NEW YORK — Tough cookies, a Manhattan federal judge told the Girl Scouts on Thursday as he tossed a lawsuit complaining that the Boy Scouts’ decision to go gender neutral hurts the the girl organization’s brand.
Judge Alvin Hellerstein said in a 29-page decision that the Boy Scout organization was well within its rights to use the broad term “Scouting” to market itself without putting the word “boy” before it.
Hellerstein said it didn’t matter that some parents looking to enroll their daughters in the Girl Scouts mistakenly signed them up in the newly-gender neutral Boy Scouts organization.
“The Boy Scouts adopted the Scout Terms to describe accurately the co-ed nature of programming, not to confuse or exploit Girl Scouts’ reputation,” Hellerstein wrote.
“The Boy Scouts’ decision to become co-ed, even if it affects Girl Scouts’ operations, does not demonstrate bad faith.”

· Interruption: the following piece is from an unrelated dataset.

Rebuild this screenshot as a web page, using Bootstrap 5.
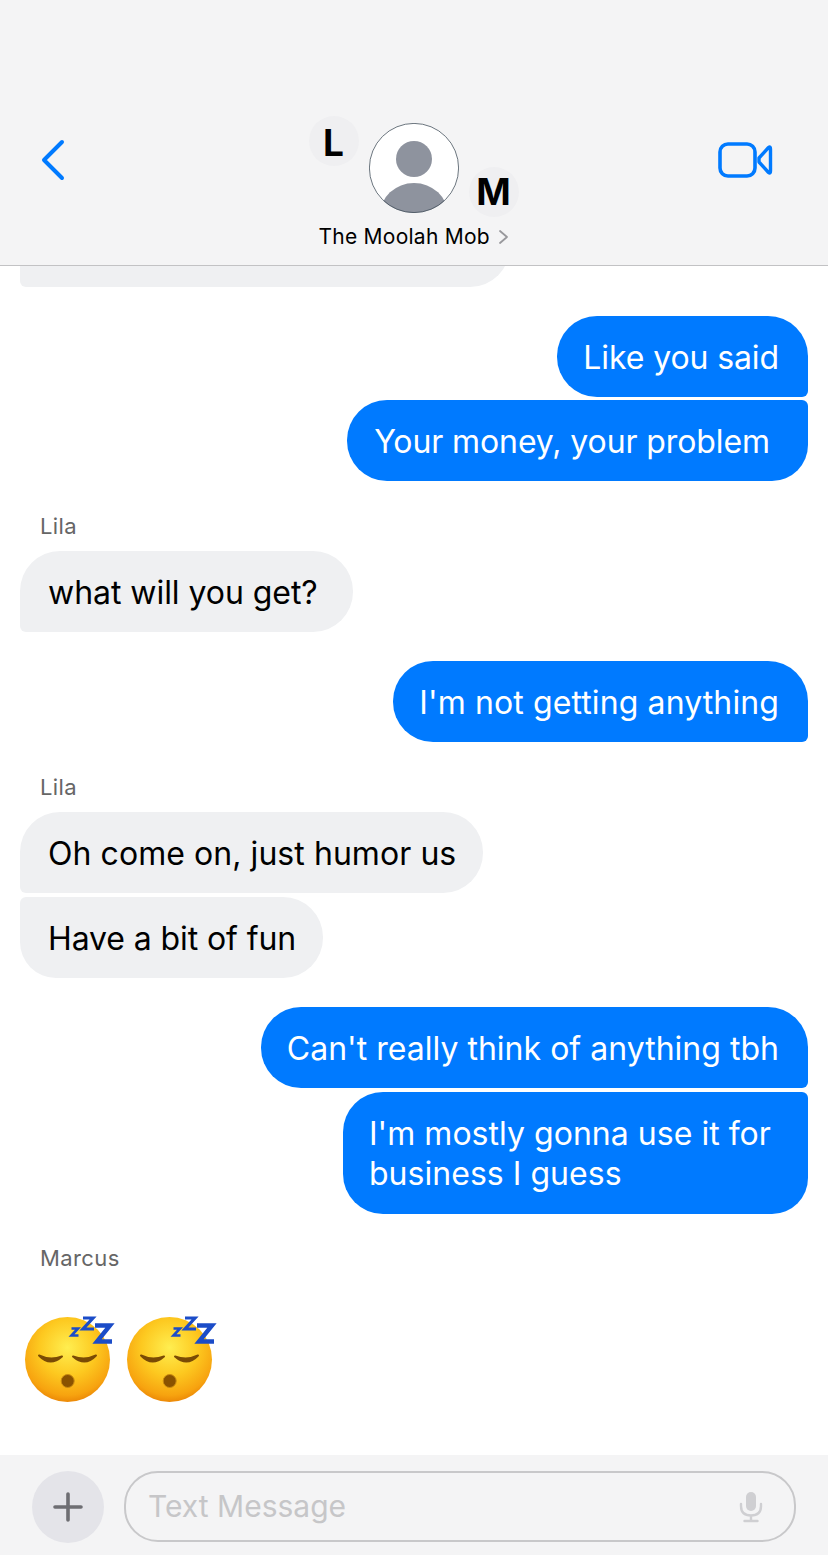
<!DOCTYPE html>
<html lang="en">
<head>
<meta charset="utf-8">
<title>The Moolah Mob</title>
<link href="https://cdn.jsdelivr.net/npm/bootstrap@5.3.0/dist/css/bootstrap.min.css" rel="stylesheet">
<style>
html,body{margin:0;background:#fff}
body{font-family:Inter,"Liberation Sans",sans-serif}
.phone{width:828px;height:1555px;overflow:hidden}
.top-bar{height:266px;flex:none;background:#f4f4f5;border-bottom:1px solid #c2c2c4;padding:0 54px 0 40px;z-index:2}
.back-ico{margin-top:138px;display:block}
.cam-ico{margin-top:139px;display:block}
.group-head{position:relative;width:230px;height:266px;margin-left:43px}
.person{position:absolute;left:69px;top:123px;display:block}
.initial{position:absolute;width:50px;height:50px;border-radius:50%;background:#efeff1;color:#000;font-weight:700;font-size:37px;line-height:50px;text-align:center}
.init-l{left:9px;top:116px;line-height:53px}
.init-m{left:169px;top:167px}
.group-title{position:absolute;left:19px;top:223px;font-size:21px;line-height:28px;letter-spacing:.25px;color:#000;white-space:nowrap}
.title-arrow{position:absolute;left:198px;top:229px;display:block}
.thread{flex:1 1 auto;min-height:0;padding:0 20px}
.bub{font-size:32px;line-height:40px;padding:22px 29px 19px 26px;border-radius:40px;letter-spacing:-.1px}
.mine{background:#007aff;color:#fff;border-bottom-right-radius:6px}
.mine-join{border-top-right-radius:6px;border-bottom-right-radius:36px}
.theirs{background:#eff0f2;color:#000;padding:22px 27px 19px 28px;border-bottom-left-radius:6px}
.theirs-join{border-top-left-radius:6px;border-bottom-left-radius:36px}
.stub{width:490px;height:81px;margin-top:-60px}
.sender{font-size:22px;line-height:26px;letter-spacing:.4px;color:#666;padding-left:20px}
.gap-t{margin-top:3px}
.gap-s{margin-top:4px}
.gap-m{margin-top:29px}
.lead-a{margin-top:32px}
.lead-c{margin-top:31px}
.pad-wide{padding-left:27px;padding-right:38px}
.pad-what{padding-right:35px;letter-spacing:-.05px}
.wrap-w{width:465px;padding-bottom:20px;letter-spacing:.03px}
.ls-not{letter-spacing:.11px}
.ls-oh{letter-spacing:.06px}
.ls-cant{letter-spacing:.02px}
.first-their{margin-top:12px}
.nap{margin-top:45px;margin-left:2px;gap:6px}
.compose{height:100px;flex:none;background:#f4f4f5;padding:16px 32px 13px}
.plus-btn{width:72px;height:72px;background:#e4e4e9;border-radius:50%}
.msg-box{width:672px;height:71px;margin-left:20px;border:2px solid #c8c8ca;border-radius:34px;padding:0 31px 0 22px}
.ph{font-size:30px;color:#c6c6c8}
</style>
</head>
<body>
<div class="phone d-flex flex-column">
  <header class="top-bar d-flex justify-content-between align-items-start">
    <svg class="back-ico" width="28" height="44" viewBox="0 0 28 44"><path d="M22 4 L4 22 L22 40" fill="none" stroke="#007aff" stroke-width="4" stroke-linecap="round" stroke-linejoin="round"/></svg>
    <div class="group-head">
      <div class="initial init-l">L</div>
      <svg class="person" width="90" height="90" viewBox="0 0 90 90">
        <defs><clipPath id="disc"><circle cx="45" cy="45" r="45"/></clipPath></defs>
        <circle cx="45" cy="45" r="45" fill="#fff"/>
        <g clip-path="url(#disc)" fill="#8e939e">
          <circle cx="45" cy="36" r="18"/>
          <ellipse cx="45" cy="92" rx="34" ry="32"/>
        </g>
        <circle cx="45" cy="45" r="44.6" fill="none" stroke="#44505c" stroke-width=".8"/>
      </svg>
      <div class="initial init-m">M</div>
      <div class="group-title">The Moolah Mob</div>
      <svg class="title-arrow" width="12" height="16" viewBox="0 0 12 16"><path d="M2 2 L9 8 L2 14" fill="none" stroke="#98989c" stroke-width="1.8" stroke-linecap="round" stroke-linejoin="round"/></svg>
    </div>
    <svg class="cam-ico" width="56" height="42" viewBox="0 0 56 42">
      <rect x="2" y="5" width="35" height="32" rx="8" fill="none" stroke="#007aff" stroke-width="3.6"/>
      <path d="M41 19 L50.5 8.5 Q52.5 7 52.5 10 V32 Q52.5 35 50.5 33.5 L41 23 Z" fill="none" stroke="#007aff" stroke-width="3.4" stroke-linejoin="round"/>
    </svg>
  </header>

  <main class="thread d-flex flex-column">
    <div class="bub theirs stub"></div>
    <div class="bub mine align-self-end gap-m">Like you said</div>
    <div class="bub mine mine-join pad-wide align-self-end gap-t">Your money, your problem</div>
    <div class="sender lead-a">Lila</div>
    <div class="bub theirs pad-what align-self-start first-their">what will you get?</div>
    <div class="bub mine ls-not align-self-end gap-m">I'm not getting anything</div>
    <div class="sender lead-a">Lila</div>
    <div class="bub theirs ls-oh align-self-start first-their">Oh come on, just humor us</div>
    <div class="bub theirs theirs-join align-self-start gap-s">Have a bit of fun</div>
    <div class="bub mine ls-cant align-self-end gap-m">Can't really think of anything tbh</div>
    <div class="bub mine mine-join wrap-w align-self-end gap-s">I'm mostly gonna use it for business I guess</div>
    <div class="sender lead-c">Marcus</div>
    <div class="nap d-flex">
      <svg width="96" height="90" viewBox="0 0 96 90" role="img" aria-label="sleeping face">
        <defs>
          <radialGradient id="face" cx=".5" cy=".36" r=".66"><stop offset="0" stop-color="#ffee50"/><stop offset=".5" stop-color="#fdc920"/><stop offset=".85" stop-color="#f7a30f"/><stop offset="1" stop-color="#e98205"/></radialGradient>
          <g id="sleep">
            <circle cx="45.500" cy="43.500" r="42.500" fill="url(#face)"/>
            <path d="M17 39.500 Q28 51 40 40.500 Q28 45 17 39.500Z M51 40.500 Q63 51 74 39.500 Q63 45 51 40.500Z" fill="#7a4b05" stroke="#7a4b05" stroke-width="2" stroke-linejoin="round"/>
            <circle cx="45.700" cy="65" r="6.500" fill="#8a5200" stroke="#c98a10" stroke-width="1"/>
            <path d="M49.500 12.500H56L49.500 19.500H56.500" fill="none" stroke="#1b4cc8" stroke-width="2.600"/>
            <path d="M61 2H71L61 13H72" fill="none" stroke="#1b4cc8" stroke-width="3.200"/>
            <path d="M73 9.500H88L75 25.500H90" fill="none" stroke="#1b4cc8" stroke-width="4.400"/>
          </g>
        </defs>
        <use href="#sleep"/>
      </svg>
      <svg width="96" height="90" viewBox="0 0 96 90" role="img" aria-label="sleeping face"><use href="#sleep"/></svg>
    </div>
  </main>

  <footer class="compose d-flex align-items-start">
    <div class="plus-btn d-flex align-items-center justify-content-center flex-none">
      <svg width="32" height="32" viewBox="0 0 32 32"><path d="M16 3V29M3 16H29" stroke="#6e6e73" stroke-width="3.6" stroke-linecap="round"/></svg>
    </div>
    <div class="msg-box d-flex align-items-center justify-content-between">
      <span class="ph">Text Message</span>
      <svg width="24" height="32" viewBox="0 0 24 32"><rect x="7" y="1" width="10" height="19" rx="5" fill="#cfcfd2"/><path d="M2 13V15Q2 24.500 12 24.500Q22 24.500 22 15V13M12 24.500V30M5.500 30H18.500" fill="none" stroke="#cfcfd2" stroke-width="2.400" stroke-linecap="round"/></svg>
    </div>
  </footer>
</div>
<script src="https://cdn.jsdelivr.net/npm/bootstrap@5.3.0/dist/js/bootstrap.bundle.min.js"></script>
</body>
</html>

Hellerstein said the examples of parents mistakenly signing their child up for the wrong group were “anecdotal.”
The Girl Scouts of the United States of America sued the Boy Scouts of America in 2018, saying it wrongfully crossed the gender line by poaching potential female members from its organization.
The Girl Scouts alleged that the Boy Scouts use of the gender-neutral term “Scout” to refer to its members and its new slogan “Scout Me In” would “marginalize” the Girl Scouts’ brand.

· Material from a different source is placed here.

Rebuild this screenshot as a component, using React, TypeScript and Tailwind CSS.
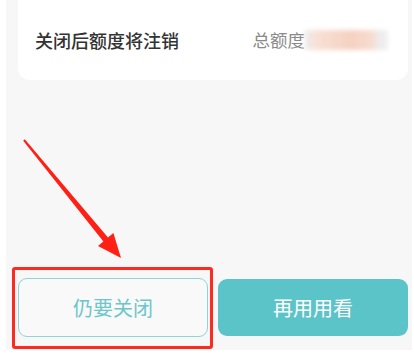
import React from "react";

export default function App() {
  const cjk = { fontFamily: '"Noto Sans CJK SC", "Noto Sans", sans-serif' };
  return (
    <div className="relative w-[414px] h-[358px] bg-white overflow-hidden" style={cjk}>
      <div className="ml-[6px] w-[406px] h-[350px] bg-[#f7f7f7] flex flex-col">
        <div className="ml-[12px] w-[390px] h-[80px] bg-white rounded-b-[12px] flex items-center justify-between pl-[17px] pr-[20px]">
          <span className="text-[18px] font-medium text-[#333333] leading-none">关闭后额度将注销</span>
          <div className="flex items-center">
            <span className="text-[17.5px] text-[#8a8a8a] leading-none">总额度</span>
            <div className="w-[83px] h-[20px] blur-[2px] bg-[linear-gradient(90deg,#ededed_0%,#f8e0d5_15%,#f5d2c2_55%,#f7dcd0_80%,#ededed_90%,#f0f0f0_100%)]" />
          </div>
        </div>
        <div className="mt-[198px] ml-[12px] flex gap-[10px]">
          <button className="w-[190px] h-[59px] rounded-[9px] border border-[#8fd4d7] bg-[#f9f9f9] text-[20px] text-[#6cc6ca] flex items-center justify-center">
            仍要关闭
          </button>
          <button className="w-[190px] h-[57px] mt-[1px] rounded-[9px] bg-[#5bc4c9] text-[20px] text-white flex items-center justify-center">
            再用用看
          </button>
        </div>
      </div>
      <div className="absolute left-[12px] top-[267px] w-[201px] h-[82px] border-[3px] border-[#ff2a1f] rounded-[3px] pointer-events-none" />
      <svg className="absolute left-0 top-0 pointer-events-none" width="414" height="358">
        <polygon
          points="24.77,139.36 108,237.6 113.4,233.1 121,258 98,245.9 103.4,241.4 23.23,140.64"
          fill="#ff1f14"
        />
      </svg>
    </div>
  );
}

The “serious, contentious and expensive litigation,” as Hellerstein referred to it in the ruling, wound its way through the court until Thursday.
The Boy Scouts continue to market the experience to any child, with photos of beaming girls and boys gracing its website, Scouting.org, and all its membership options stating clearly that it is co-ed.
Both groups have suffered membership declines in recent years.
Neither the Boy Scouts nor the Girl Scouts immediately responded to a request for comment.